• Problem to solve
Output exactly the lines that run from the line containing "Rebuild this table" through the line containing "import React from", with both ends included.

• Extracted information
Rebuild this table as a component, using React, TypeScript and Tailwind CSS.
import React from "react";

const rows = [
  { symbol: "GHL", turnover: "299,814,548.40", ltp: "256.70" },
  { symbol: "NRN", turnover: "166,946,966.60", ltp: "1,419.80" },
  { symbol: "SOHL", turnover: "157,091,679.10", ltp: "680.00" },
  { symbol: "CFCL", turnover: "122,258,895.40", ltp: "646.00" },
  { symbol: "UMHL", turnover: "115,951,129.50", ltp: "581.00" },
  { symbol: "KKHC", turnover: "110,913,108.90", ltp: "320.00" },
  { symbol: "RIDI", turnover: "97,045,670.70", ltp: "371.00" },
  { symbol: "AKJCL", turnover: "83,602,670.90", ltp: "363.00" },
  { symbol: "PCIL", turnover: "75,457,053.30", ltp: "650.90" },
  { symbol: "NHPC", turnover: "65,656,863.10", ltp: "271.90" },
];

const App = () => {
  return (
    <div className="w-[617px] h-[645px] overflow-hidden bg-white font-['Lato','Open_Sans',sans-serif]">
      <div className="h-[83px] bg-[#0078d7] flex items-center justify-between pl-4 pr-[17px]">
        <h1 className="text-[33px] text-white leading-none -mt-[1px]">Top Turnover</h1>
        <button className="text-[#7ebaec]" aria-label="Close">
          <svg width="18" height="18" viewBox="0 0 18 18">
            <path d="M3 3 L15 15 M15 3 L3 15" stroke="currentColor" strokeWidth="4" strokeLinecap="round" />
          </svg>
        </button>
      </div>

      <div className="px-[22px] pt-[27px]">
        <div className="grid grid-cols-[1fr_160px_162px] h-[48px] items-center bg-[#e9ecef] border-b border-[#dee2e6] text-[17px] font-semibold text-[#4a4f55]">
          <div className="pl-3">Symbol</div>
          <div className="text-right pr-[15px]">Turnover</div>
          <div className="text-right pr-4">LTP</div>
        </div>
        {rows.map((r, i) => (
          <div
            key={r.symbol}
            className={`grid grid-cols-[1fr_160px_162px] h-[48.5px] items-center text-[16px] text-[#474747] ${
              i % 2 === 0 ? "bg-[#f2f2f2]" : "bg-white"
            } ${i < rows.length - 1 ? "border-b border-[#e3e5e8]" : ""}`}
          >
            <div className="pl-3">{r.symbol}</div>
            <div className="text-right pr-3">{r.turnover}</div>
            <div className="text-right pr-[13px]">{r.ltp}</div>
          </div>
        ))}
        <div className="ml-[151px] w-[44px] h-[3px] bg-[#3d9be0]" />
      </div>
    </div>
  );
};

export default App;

==

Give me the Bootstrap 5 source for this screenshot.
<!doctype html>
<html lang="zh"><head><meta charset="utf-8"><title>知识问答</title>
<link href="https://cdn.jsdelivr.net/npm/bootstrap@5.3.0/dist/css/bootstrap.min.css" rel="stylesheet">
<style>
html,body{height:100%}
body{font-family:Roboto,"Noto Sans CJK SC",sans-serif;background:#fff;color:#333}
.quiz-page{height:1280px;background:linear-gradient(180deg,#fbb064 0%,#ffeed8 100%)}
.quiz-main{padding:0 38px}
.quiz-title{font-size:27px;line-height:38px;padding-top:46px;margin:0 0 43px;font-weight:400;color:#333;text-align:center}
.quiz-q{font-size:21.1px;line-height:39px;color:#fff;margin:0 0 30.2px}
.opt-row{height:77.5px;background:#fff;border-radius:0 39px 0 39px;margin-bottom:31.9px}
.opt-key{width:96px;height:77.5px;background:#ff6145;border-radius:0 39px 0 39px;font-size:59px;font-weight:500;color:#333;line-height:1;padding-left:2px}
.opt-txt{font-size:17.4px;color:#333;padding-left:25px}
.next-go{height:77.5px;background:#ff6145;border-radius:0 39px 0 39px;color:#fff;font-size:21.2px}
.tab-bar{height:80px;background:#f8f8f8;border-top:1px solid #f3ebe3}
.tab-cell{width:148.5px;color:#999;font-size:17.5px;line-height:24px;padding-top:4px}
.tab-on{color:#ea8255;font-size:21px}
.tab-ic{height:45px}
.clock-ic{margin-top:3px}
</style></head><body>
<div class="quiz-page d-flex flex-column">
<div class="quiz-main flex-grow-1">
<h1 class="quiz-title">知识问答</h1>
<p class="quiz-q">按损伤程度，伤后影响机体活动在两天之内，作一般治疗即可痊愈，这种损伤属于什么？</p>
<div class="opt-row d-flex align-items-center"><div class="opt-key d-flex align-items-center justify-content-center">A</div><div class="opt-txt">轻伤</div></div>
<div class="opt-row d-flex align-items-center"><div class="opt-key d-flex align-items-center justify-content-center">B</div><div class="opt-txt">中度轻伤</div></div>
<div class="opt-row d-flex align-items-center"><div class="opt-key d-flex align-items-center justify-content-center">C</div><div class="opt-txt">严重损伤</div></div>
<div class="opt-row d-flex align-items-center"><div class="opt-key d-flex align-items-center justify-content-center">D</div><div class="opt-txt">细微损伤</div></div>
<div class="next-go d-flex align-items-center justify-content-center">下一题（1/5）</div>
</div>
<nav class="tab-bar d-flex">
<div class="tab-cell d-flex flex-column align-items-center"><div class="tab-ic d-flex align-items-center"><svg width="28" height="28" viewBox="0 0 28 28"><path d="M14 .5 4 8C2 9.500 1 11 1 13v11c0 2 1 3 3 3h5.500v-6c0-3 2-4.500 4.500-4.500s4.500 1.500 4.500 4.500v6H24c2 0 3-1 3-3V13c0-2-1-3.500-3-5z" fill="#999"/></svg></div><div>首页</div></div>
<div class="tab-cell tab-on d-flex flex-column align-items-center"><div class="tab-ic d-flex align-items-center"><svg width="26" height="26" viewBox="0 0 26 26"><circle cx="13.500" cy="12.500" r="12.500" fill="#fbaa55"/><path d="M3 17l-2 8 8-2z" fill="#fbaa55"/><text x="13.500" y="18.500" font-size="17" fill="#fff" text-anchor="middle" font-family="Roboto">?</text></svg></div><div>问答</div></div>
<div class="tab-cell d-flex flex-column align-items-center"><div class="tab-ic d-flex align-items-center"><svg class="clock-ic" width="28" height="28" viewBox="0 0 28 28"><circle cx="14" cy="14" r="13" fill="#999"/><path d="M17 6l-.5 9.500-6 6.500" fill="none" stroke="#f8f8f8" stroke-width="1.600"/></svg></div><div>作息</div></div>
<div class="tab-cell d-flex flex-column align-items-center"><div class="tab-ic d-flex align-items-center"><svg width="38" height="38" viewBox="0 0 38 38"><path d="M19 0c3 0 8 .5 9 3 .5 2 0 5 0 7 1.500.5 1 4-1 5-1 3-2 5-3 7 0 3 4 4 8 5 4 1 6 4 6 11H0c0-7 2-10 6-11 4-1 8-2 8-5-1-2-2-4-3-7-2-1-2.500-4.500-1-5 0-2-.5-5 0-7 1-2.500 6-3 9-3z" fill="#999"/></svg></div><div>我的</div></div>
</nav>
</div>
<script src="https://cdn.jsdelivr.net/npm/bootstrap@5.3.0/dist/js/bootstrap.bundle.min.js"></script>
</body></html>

• Task solution
Rebuild this table as a component, using React, TypeScript and Tailwind CSS.
import React from "react";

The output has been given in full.